Columna publicada el 17.07.18 en El Líbero

Hace pocas semanas leímos distintas opiniones sobre los primeros cien días del actual gobierno, un ejercicio nada fácil y que aún requiere una buena dosis de especulación. Después de todo, es difícil proyectar un camino claro ante las señales dispersas de la segunda administración de Sebastián Piñera. Una manera de realizar este ejercicio consiste en analizar el relato que ha acompañado estos primeros meses de gestión. Éste no se agota en el discurso explícito frente a la opinión pública, sino que incluye los gestos y decisiones que se corresponden con lo verbalizado.

Visto de esta manera, un discurso que ha logrado posicionar el gobierno de Piñera es el de fomentar grandes acuerdos nacionales. Desde esta perspectiva, se entiende la referencia a Patricio Aylwin desde su candidatura y los constantes guiños al centro político. Ese parece ser el relato que subyace a iniciativas como la mesa de trabajo en infancia, con participación transversal de los sectores políticos, y también es la retórica a la que alude la oposición cuando quiere incomodar al Ejecutivo (por ejemplo, al sostener que se busca gobernar prescindiendo del diálogo con el Poder Legislativo a propósito de la “sequía legislativa”, o las reacciones con ocasión de la cuenta pública).

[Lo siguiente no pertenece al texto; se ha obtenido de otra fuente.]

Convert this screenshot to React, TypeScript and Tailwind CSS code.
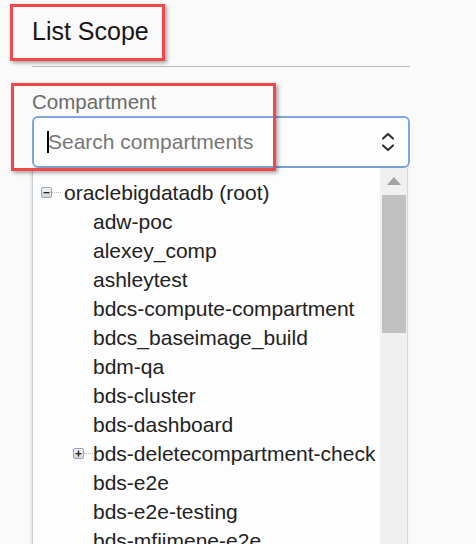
const children = [
  "adw-poc",
  "alexey_comp",
  "ashleytest",
  "bdcs-compute-compartment",
  "bdcs_baseimage_build",
  "bdm-qa",
  "bds-cluster",
  "bds-dashboard",
  "bds-deletecompartment-check",
  "bds-e2e",
  "bds-e2e-testing",
  "bds-mfiimene-e2e",
];

const expandable = new Set(["bds-deletecompartment-check"]);

function TreeToggle({ open }: { open: boolean }) {
  return (
    <span className="flex items-center">
      <span className="w-[11px] h-[11px] border border-[#8fa6c4] rounded-[2px] bg-gradient-to-b from-[#f4f4f4] to-[#d6d6d6] flex items-center justify-center">
        <svg width="7" height="7" viewBox="0 0 7 7">
          <rect x="0.5" y="3" width="6" height="1.3" fill="#222" />
          {!open && <rect x="2.85" y="0.5" width="1.3" height="6" fill="#222" />}
        </svg>
      </span>
      <span className="w-[9px] border-t border-dotted border-[#b8b8b8]" />
    </span>
  );
}

export default function App() {
  return (
    <div
      className="relative w-[476px] h-[544px] overflow-hidden bg-[#fafafa] pl-[32px]"
      style={{ fontFamily: '"Liberation Sans", Arial, sans-serif' }}
    >
      <div className="w-[378px]">
        <div className="pt-[17px] h-[44px] text-[25px] leading-[28px] text-[#161616]">List Scope</div>
        <div className="mt-[22px] border-t border-[#b4bcc6]" />

        <div className="mt-[24px] text-[20.5px] leading-[22px] text-[#6b6b6b]">Compartment</div>

        <div className="mt-[3px] h-[52px] border-2 border-[#7ea7dd] rounded-[6px] bg-[#fdfdfd] flex items-center pl-[13px] pr-[12px]">
          <span className="w-[2px] h-[22px] bg-black" />
          <span className="text-[21px] text-[#777] flex-1 -ml-[1px]">Search compartments</span>
          <svg width="16" height="22" viewBox="0 0 16 22" fill="none" stroke="#333" strokeWidth="2.2" strokeLinecap="round" strokeLinejoin="round">
            <path d="M3 7.5 L8 3 L13 7.5" />
            <path d="M3 14.5 L8 19 L13 14.5" />
          </svg>
        </div>

        <div className="w-[376px] h-[400px] flex bg-[#fdfdfd] border-l border-[#c7ccd3] shadow-[-1px_0_3px_rgba(0,0,0,0.12)]">
          <div className="flex-1 min-w-0 pt-[10px] text-[21px] text-[#222] whitespace-nowrap">
            <div className="h-[29px] flex items-center pl-[8px]">
              <TreeToggle open />
              <span className="ml-[3px]">oraclebigdatadb (root)</span>
            </div>
            {children.map((c) => (
              <div key={c} className="h-[29px] flex items-center">
                {expandable.has(c) ? (
                  <span className="pl-[40px] flex items-center">
                    <TreeToggle open={false} />
                    <span>{c}</span>
                  </span>
                ) : (
                  <span className="pl-[60px]">{c}</span>
                )}
              </div>
            ))}
          </div>
          <div className="w-[28px] shrink-0 bg-[#f0f0f0] border-r border-[#d4d8de] flex flex-col items-center pt-[9px]">
            <svg width="14" height="8" viewBox="0 0 14 8">
              <path d="M0 8 L7 0 L14 8 Z" fill="#a3a3a3" />
            </svg>
            <div className="mt-[10px] w-[24px] h-[138px] bg-[#c1c1c1]" />
          </div>
        </div>
      </div>

      <div className="absolute left-[10px] top-[4px] w-[155px] h-[57px] border-[3px] border-[#f4474a] shadow-[2px_2px_4px_rgba(0,0,0,0.35)]" />
      <div className="absolute left-[11px] top-[83px] w-[265px] h-[88px] border-[3px] border-[#f4474a] shadow-[2px_2px_4px_rgba(0,0,0,0.35)]" />
    </div>
  );
}
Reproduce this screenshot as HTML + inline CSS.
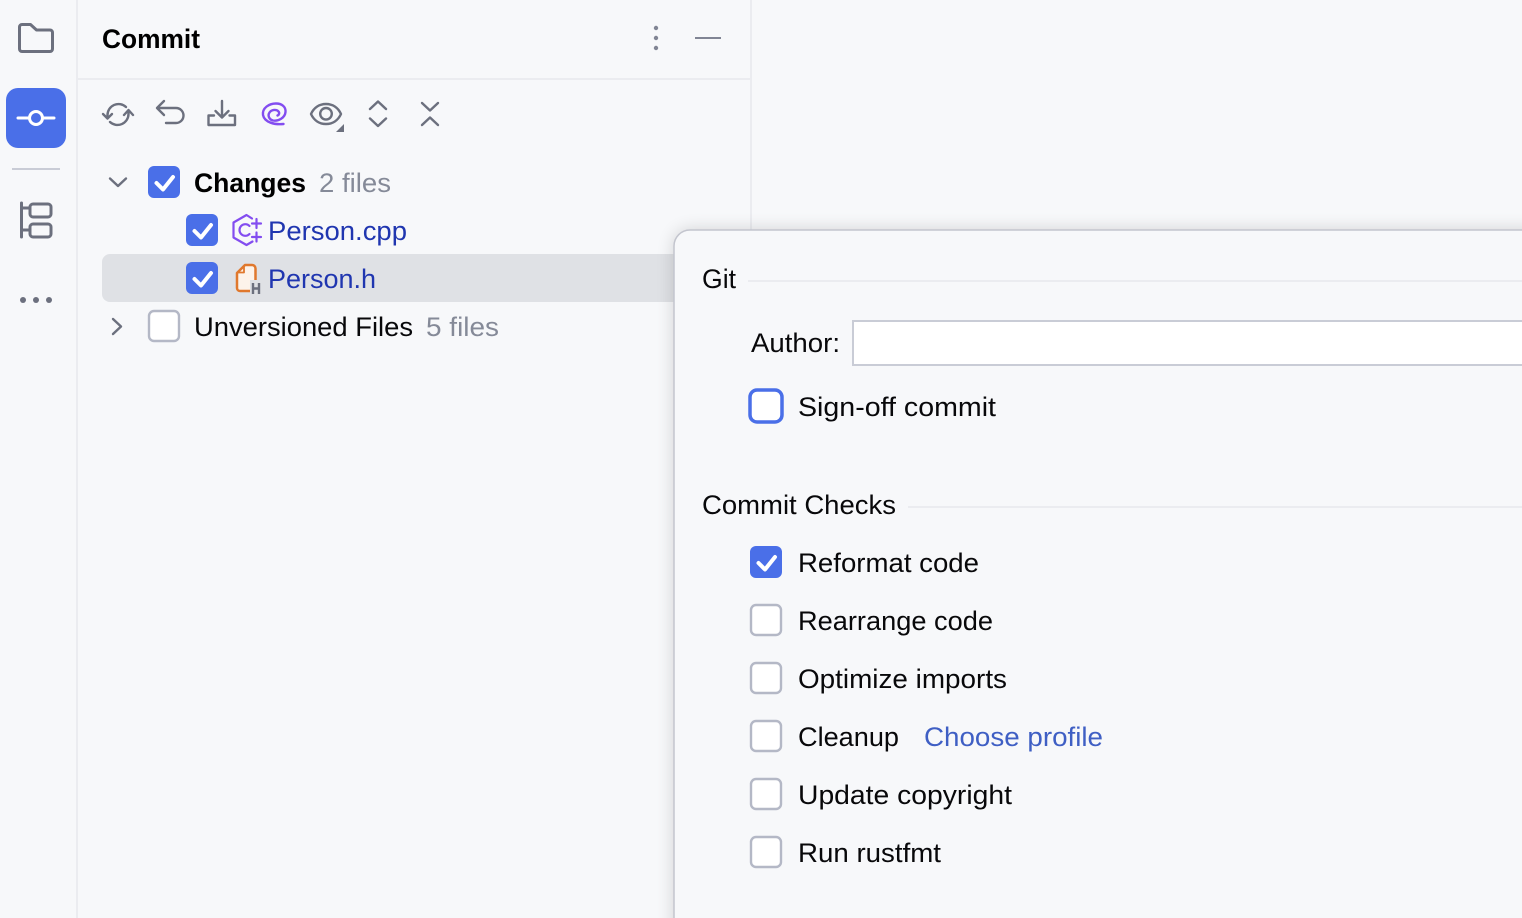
<!DOCTYPE html>
<html><head><meta charset="utf-8">
<style>
html,body{margin:0;padding:0;background:#F7F8FA;width:1522px;height:918px;overflow:hidden}
svg{display:block}
text{font-family:"Liberation Sans",sans-serif;font-size:27px;fill:#08080a}
.b{font-weight:bold;fill:#000}
.g{fill:#858A98}
.l{fill:#2036B0}
.i{fill:none;stroke:#6C707E;stroke-width:2.400;stroke-linecap:round;stroke-linejoin:round}
.c{fill:none;stroke:#fff;stroke-width:4;stroke-linecap:round;stroke-linejoin:round}
</style></head><body>
<svg width="1522" height="918" viewBox="0 0 1522 918" xmlns="http://www.w3.org/2000/svg">
<defs>
<filter id="s" x="-10%" y="-10%" width="120%" height="120%"><feGaussianBlur stdDeviation="9"/></filter>
</defs>
<rect width="1522" height="918" fill="#F7F8FA"/>
<rect x="76" y="0" width="2" height="918" fill="#EBECF0"/>
<rect x="78" y="78" width="672" height="2" fill="#EBECF0"/>
<rect x="750" y="0" width="2" height="240" fill="#EBECF0"/>

<!-- left bar -->
<path class="i" style="stroke-width:3" d="M19.500 27a2.500 2.500 0 0 1 2.500-2.500h8.500l6 5.500H50a2.500 2.500 0 0 1 2.500 2.500v16.500a2.500 2.500 0 0 1-2.500 2.500H22a2.500 2.500 0 0 1-2.500-2.500z"/>
<rect x="6" y="88" width="60" height="60" rx="12" fill="#4A6FE8"/>
<g fill="none" stroke="#fff" stroke-width="3" stroke-linecap="round"><circle cx="36" cy="118" r="6.500"/><path d="M18 118h10M44 118h10"/></g>
<rect x="12" y="168" width="48" height="2" fill="#C9CCD6"/>
<g class="i" style="stroke-width:3"><path d="M21.500 203v34M21.500 208h8M21.500 230h8"/><rect x="30" y="204" width="21" height="13" rx="3"/><rect x="30" y="224" width="21" height="13" rx="3"/></g>
<g fill="#6C707E"><circle cx="23" cy="300" r="3"/><circle cx="36" cy="300" r="3"/><circle cx="49" cy="300" r="3"/></g>

<!-- header -->
<text x="102" y="48" class="b" textLength="98" lengthAdjust="spacingAndGlyphs">Commit</text>
<g fill="#818594"><circle cx="656" cy="28" r="2.200"/><circle cx="656" cy="38" r="2.200"/><circle cx="656" cy="48" r="2.200"/></g>
<rect x="695" y="37" width="26" height="2" fill="#818594"/>

<!-- toolbar -->
<g class="i">
<path d="M103 114l4.500 4.500 4.500-4.500M107.500 118v-3a11 11 0 0 1 18.500-8"/>
<path d="M133 115l-4.500-5-4.500 5M128.500 111v3a11 11 0 0 1-18.500 8"/>
<path d="M164 101l-7 7 7 7M158 108h18a7.500 7.500 0 0 1 0 15h-10"/>
<path d="M222 101v16M215.500 111l6.500 6.500 6.500-6.500M214 115.500h-5.500v9.500h26.500v-9.500h-5.500"/>
<path d="M311 114c3-6.500 8.500-10 15-10s12 3.500 15 10c-3 6.500-8.500 10-15 10s-12-3.500-15-10z"/>
<circle cx="326" cy="113.800" r="5.800"/>
<path d="M370 109l8-7.500 8 7.500M370 118.500l8 7.500 8-7.500"/>
<path d="M422 103l8 7.500 8-7.500M422 125l8-7.500 8 7.500"/>
</g>
<path d="M344 124v8h-8z" fill="#6C707E"/>
<path d="M283.500 124C275 125 264.500 122.500 263 115C262 108 269 103.500 276 103.500C282 103.500 286 107 285.500 112C285 118 278 121.500 273 120.500C269 119.500 267.500 115.500 269.500 112.500C271.500 109.500 276.500 109 278.500 111.500C279.800 113 279 115 277.500 115.500" fill="none" stroke="#834DF0" stroke-width="2.400" stroke-linecap="round" stroke-linejoin="round"/>

<!-- tree -->
<rect x="102" y="254" width="600" height="48" rx="8" fill="#DFE1E5"/>
<path class="i" d="M110 178.500l8 7.500 8-7.500"/>
<path class="i" d="M113 319l8 7.500-8 7.500"/>

<rect x="148" y="166" width="32" height="32" rx="6" fill="#4A6FE8"/><path class="c" d="M156.500 183l6.500 6.500 10-12.500"/>
<rect x="186" y="214" width="32" height="32" rx="6" fill="#4A6FE8"/><path class="c" d="M194.500 231l6.500 6.500 10-12.500"/>
<rect x="186" y="262" width="32" height="32" rx="6" fill="#4A6FE8"/><path class="c" d="M194.500 279l6.500 6.500 10-12.500"/>
<rect x="149" y="311" width="30" height="30" rx="5" fill="#fff" stroke="#B4B8C6" stroke-width="2.400"/>

<text x="194" y="192" class="b" textLength="112" lengthAdjust="spacingAndGlyphs">Changes</text>
<text x="319" y="192" class="g" textLength="72" lengthAdjust="spacingAndGlyphs">2 files</text>
<text x="268" y="240" class="l" textLength="139" lengthAdjust="spacingAndGlyphs">Person.cpp</text>
<text x="268" y="288" class="l" textLength="108" lengthAdjust="spacingAndGlyphs">Person.h</text>
<text x="194" y="336" textLength="219" lengthAdjust="spacingAndGlyphs">Unversioned Files</text>
<text x="426" y="336" class="g" textLength="73" lengthAdjust="spacingAndGlyphs">5 files</text>

<!-- cpp icon -->
<g fill="none" stroke="#834DF0" stroke-width="2.200" stroke-linecap="round" stroke-linejoin="round">
<path d="M252 218.500l-5.500-3.500-13 7.500v15l13 7.500 6-3.500"/>
<path d="M249.500 226a5.800 5.800 0 1 0 0 8"/>
<path d="M252 223.500h9M256.500 219v9M252 237h9M256.500 232.500v9"/>
</g>
<!-- h icon -->
<path d="M245 265h7a3.500 3.500 0 0 1 3.500 3.500V288a3 3 0 0 1-3 3H240a3 3 0 0 1-3-3v-15z" fill="#FDF3EA" stroke="#E0782D" stroke-width="2.500" stroke-linejoin="round"/>
<path d="M244 266.500v6h-6" fill="none" stroke="#E0782D" stroke-width="1.800" stroke-linejoin="round"/>
<rect x="250" y="280" width="12" height="15" fill="#DFE1E5"/>
<path d="M253 283v11M259 283v11M253 288.500h6" fill="none" stroke="#6C707E" stroke-width="2.400"/>

<!-- popup -->
<rect x="674" y="230" width="900" height="720" rx="16" fill="#000" opacity=".16" filter="url(#s)"/>
<rect x="674" y="230" width="900" height="720" rx="16" fill="#F7F8FA" stroke="#C3C5CE" stroke-width="1.500"/>

<text x="702" y="288" textLength="34" lengthAdjust="spacingAndGlyphs">Git</text>
<rect x="748" y="280" width="780" height="2" fill="#EBECF0"/>
<text x="751" y="352" textLength="89" lengthAdjust="spacingAndGlyphs">Author:</text>
<rect x="853" y="321" width="700" height="44" fill="#fff" stroke="#C9CCD6" stroke-width="2"/>

<rect x="750" y="390" width="32" height="32" rx="7" fill="#fff" stroke="#4A6FE8" stroke-width="3.500"/>
<text x="798" y="416" textLength="198" lengthAdjust="spacingAndGlyphs">Sign-off commit</text>

<text x="702" y="514" textLength="194" lengthAdjust="spacingAndGlyphs">Commit Checks</text>
<rect x="908" y="506" width="620" height="2" fill="#EBECF0"/>

<rect x="750" y="546" width="32" height="32" rx="6" fill="#4A6FE8"/><path class="c" d="M758.500 563l6.500 6.500 10-12.500"/>
<text x="798" y="572" textLength="181" lengthAdjust="spacingAndGlyphs">Reformat code</text>

<g fill="#fff" stroke="#B4B8C6" stroke-width="2.400">
<rect x="751" y="605" width="30" height="30" rx="5"/>
<rect x="751" y="663" width="30" height="30" rx="5"/>
<rect x="751" y="721" width="30" height="30" rx="5"/>
<rect x="751" y="779" width="30" height="30" rx="5"/>
<rect x="751" y="837" width="30" height="30" rx="5"/>
</g>
<text x="798" y="630" textLength="195" lengthAdjust="spacingAndGlyphs">Rearrange code</text>
<text x="798" y="688" textLength="209" lengthAdjust="spacingAndGlyphs">Optimize imports</text>
<text x="798" y="746" textLength="101" lengthAdjust="spacingAndGlyphs">Cleanup</text>
<text x="924" y="746" textLength="179" lengthAdjust="spacingAndGlyphs" style="fill:#3F5FC4">Choose profile</text>
<text x="798" y="804" textLength="214" lengthAdjust="spacingAndGlyphs">Update copyright</text>
<text x="798" y="862" textLength="143" lengthAdjust="spacingAndGlyphs">Run rustfmt</text>
</svg>
</body></html>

La idea de buscar grandes consensos suena atractiva, pero tiene sus propias dificultades. El acuerdo implica ceder en algunos puntos en los que el liderazgo político está desafiado a transar sobre aspectos que, siendo importantes, no impliquen renunciar a los principios fundamentales y constitutivos de aquello que lo identifica como grupo. La polémica en torno a la objeción de conciencia institucional muestra en forma elocuente lo problemático que puede llegar a ser la búsqueda de este equilibrio entre ceder y gobernar con principios claros. Al momento en que el Ejecutivo acepta la interpretación de la Contraloría según la cual las instituciones privadas “sustituyen” a las públicas y, por lo tanto, deben comportarse como si fueran de administración estatal, queda finalmente en una posición muy incómoda para defender el rol público que cumplen los privados como tales. De esta manera, como han mencionado varios columnistas, el reglamento de objeción de conciencia del gobierno de Sebastián Piñera tiene implicancias políticas de gran magnitud, ya que deja en una posición más vulnerable a las organizaciones de la sociedad civil, las que arriesgan en este caso dejar de recibir fondos estatales para toda el área obstétrica por negarse a realizar abortos. Si este criterio fuera aplicado en educación, por poner otro caso conocido, sería incoherente con la defensa de la libertad de enseñanza.

Este dilema plantea la pregunta sobre cuáles serán los principios transables y cuáles no en la actual administración. Si no hay una defensa vigorosa de la sociedad civil o de las condiciones para que esta se despliegue en todo su potencial, ¿qué principios quedan realmente asociados a un gobierno de derecha? ¿A qué eje común se puede aludir cuando se trate de aglutinar a este sector político?

Estas preguntas son relevantes, porque si algo distingue al administrar del gobernar es que lo primero se basta con una buena gestión; mientras que el segundo requiere dirección. Sí, que sea una gestión de excelencia, ¿pero cómo y hacia dónde? El relato es el que define las prioridades, establece cuáles son las iniciativas más importantes, más trascendentes y más urgentes que otras. Esa elección en el espacio público, el ejercicio de priorizar, se transforma en un acto eminentemente político. El relato le da sentido a los “hechos”, les proporciona una finalidad. Una finalidad con la que logre identificarse el electorado y, con ello, sentir que tiene un propósito. Induce a las personas a pensar que el día de mañana vale la pena ir a votar y que sea por un candidato específico y no por otro.

En suma, este balance provisorio de los primeros meses del actual gobierno nos revela cuán vigente sigue la preocupación por gobernar con principios claros. De otra forma, la buena gestión de un gobierno de excelencia puede pasar al olvido ante las promesas grandilocuentes en época de elecciones. La única forma de transmitir esos logros es por medio de un relato mayor que los contenga y los justifique. Sin esos fundamentos, cabría preguntarse: ¿cómo determinar qué vale la pena transar? ¿Qué clase de acuerdo surge cuando una de las partes no tiene claridad sobre cuáles son sus principios constitutivos e intransables? Resta esperar que lo ocurrido con la objeción de conciencia institucional sea sólo un traspié y no la tónica de los próximos años. A fin de cuentas, este es sólo el comienzo.